Enfin Pap Ndiaye annonce une énième réforme du brevet. » Une concertation sera engagée avec l’ensemble des acteurs de la communauté éducative sur l’évolution des classes de 5e, de 4e et de 3e pour d’ici la fin du quinquennat..Tous les sujets seront abordés. Ces travaux pourront porter sur les modalités d’évaluation. Le Diplôme national du brevet sera révisé s’il le faut ». Cet examen, particulièrement mal taillé, fait l’objet, comme le bac, de réformes régulières. On peut s’interroger sur cette incapacité du ministère à asseoir aucun examen national au moment où il prêche l’autonomie des établissements.

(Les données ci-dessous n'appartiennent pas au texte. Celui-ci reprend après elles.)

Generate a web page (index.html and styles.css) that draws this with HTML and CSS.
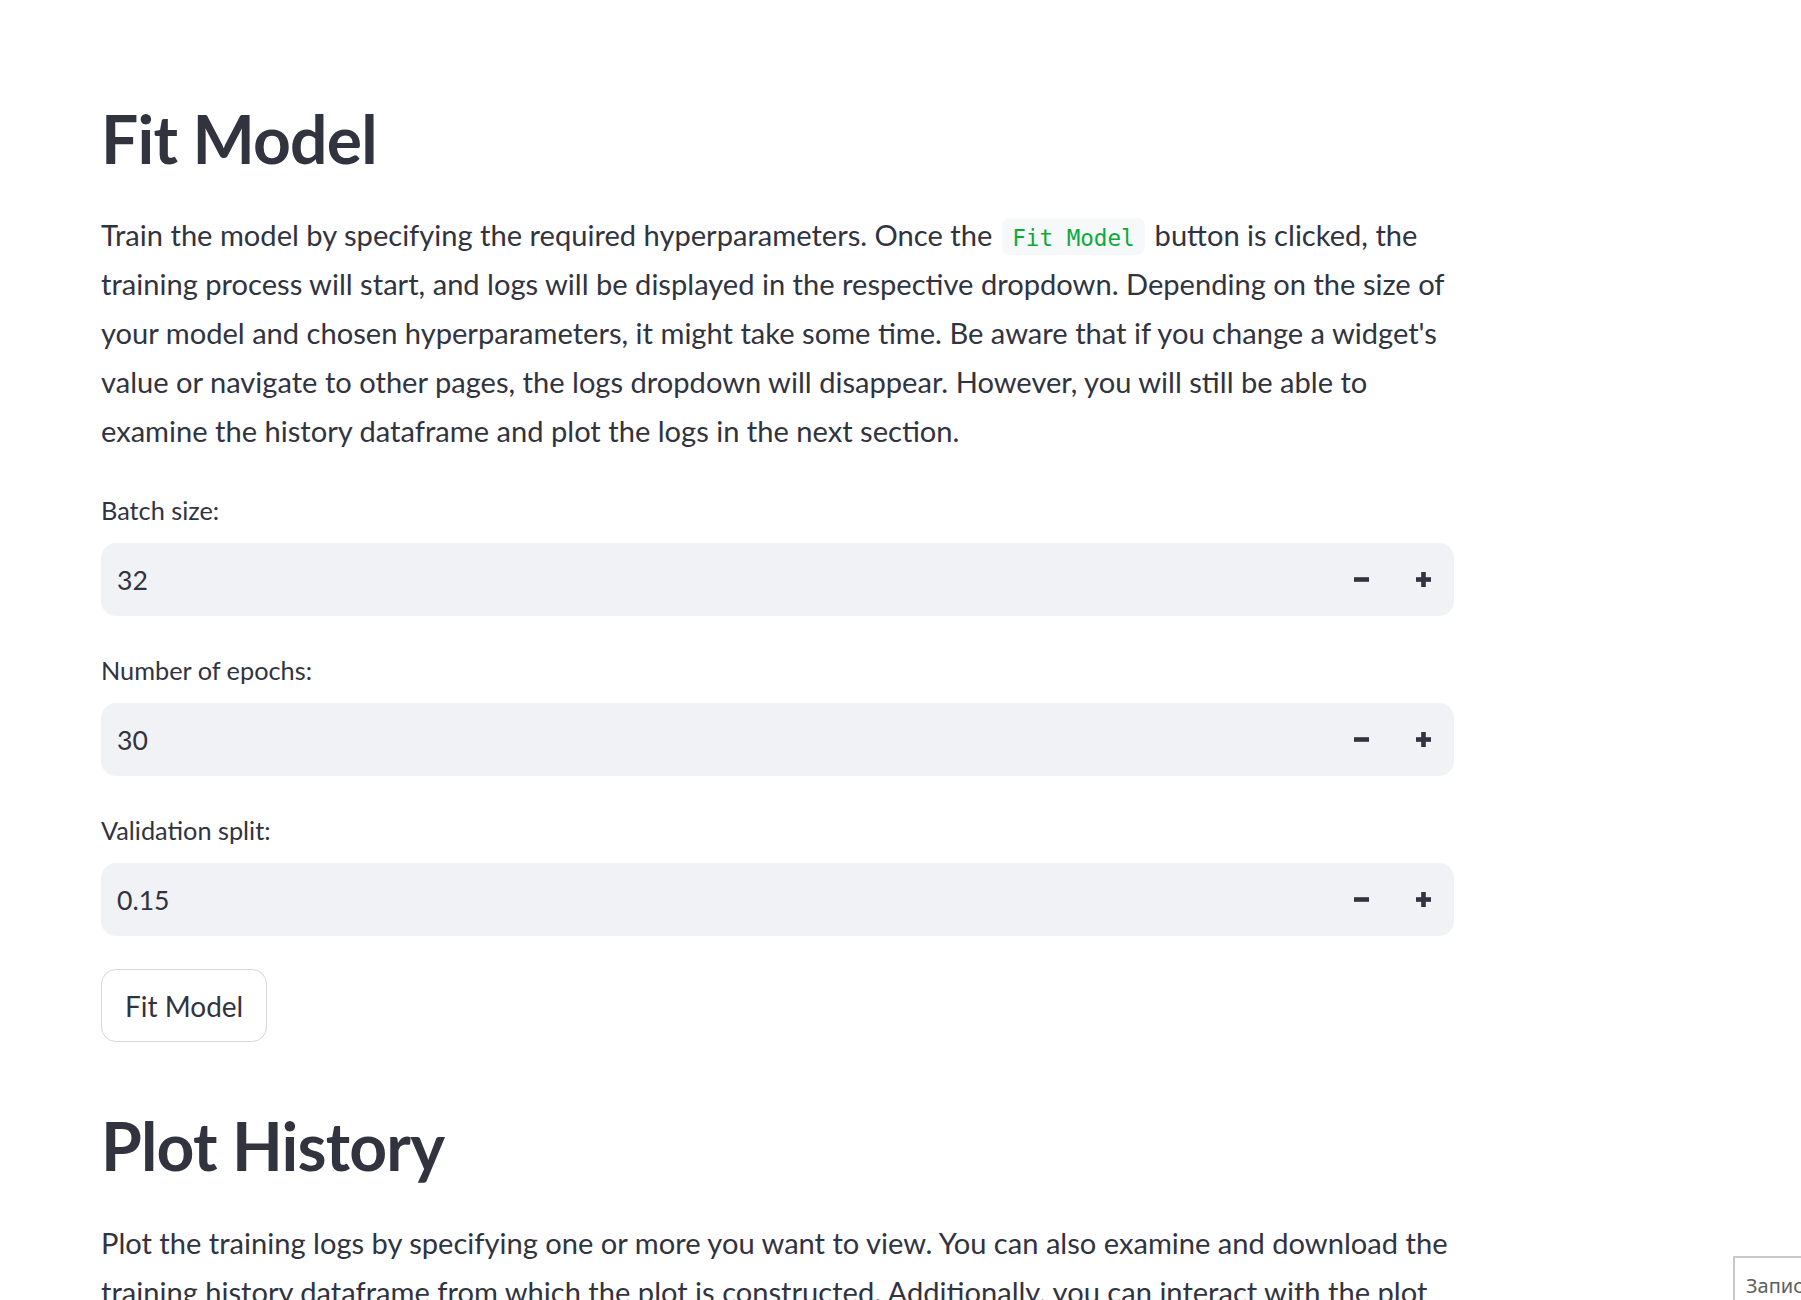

Avis négatif des syndicats
Ces mesures ont entrainé des réactions syndicales négatives. Pour le Se-Unsa, » face aux besoins des élèves, la réponse apportée reste superficielle. Elle s’appuie sur l’expérimentation « 6e tremplin » à peine débutée dont on voit déjà les limites organisationnelles. L’opérationnalité de cette généralisation est fortement interrogée, en particulier pour permettre à des professeurs des écoles d’intervenir durablement au collège ». Pour le Snalc, qui parle « d’usine à gaz », » les réponses proposées ne nous semblent pas à la hauteur, et ne prennent pas en compte les classes surchargées ni les difficultés d’exercice du métier ». Pour Sud, » l’aide aux devoirs est bien sûr précieuse aux élèves, mais elle ne peut être l’unique réponse aux difficultés scolaires. Celles-ci doivent être également prises en charge sur le temps de classe avec une baisse significative des effectifs et l’augmentation du nombre d’heures en effectifs réduits ». Pour ce syndicat, » il faut cesser les « annonces vitrines », impossibles à mettre en oeuvre sans désorganiser le fonctionnement des écoles et des collèges. Dans le contexte d’austérité budgétaire, ces annonces risquent fortement de dégrader encore les conditions de travail dans l’Éducation nationale et laissent supposer que la revalorisation des personnels maintes fois promise par le ministère se résumerait en fait à un développement des heures supplémentaires ».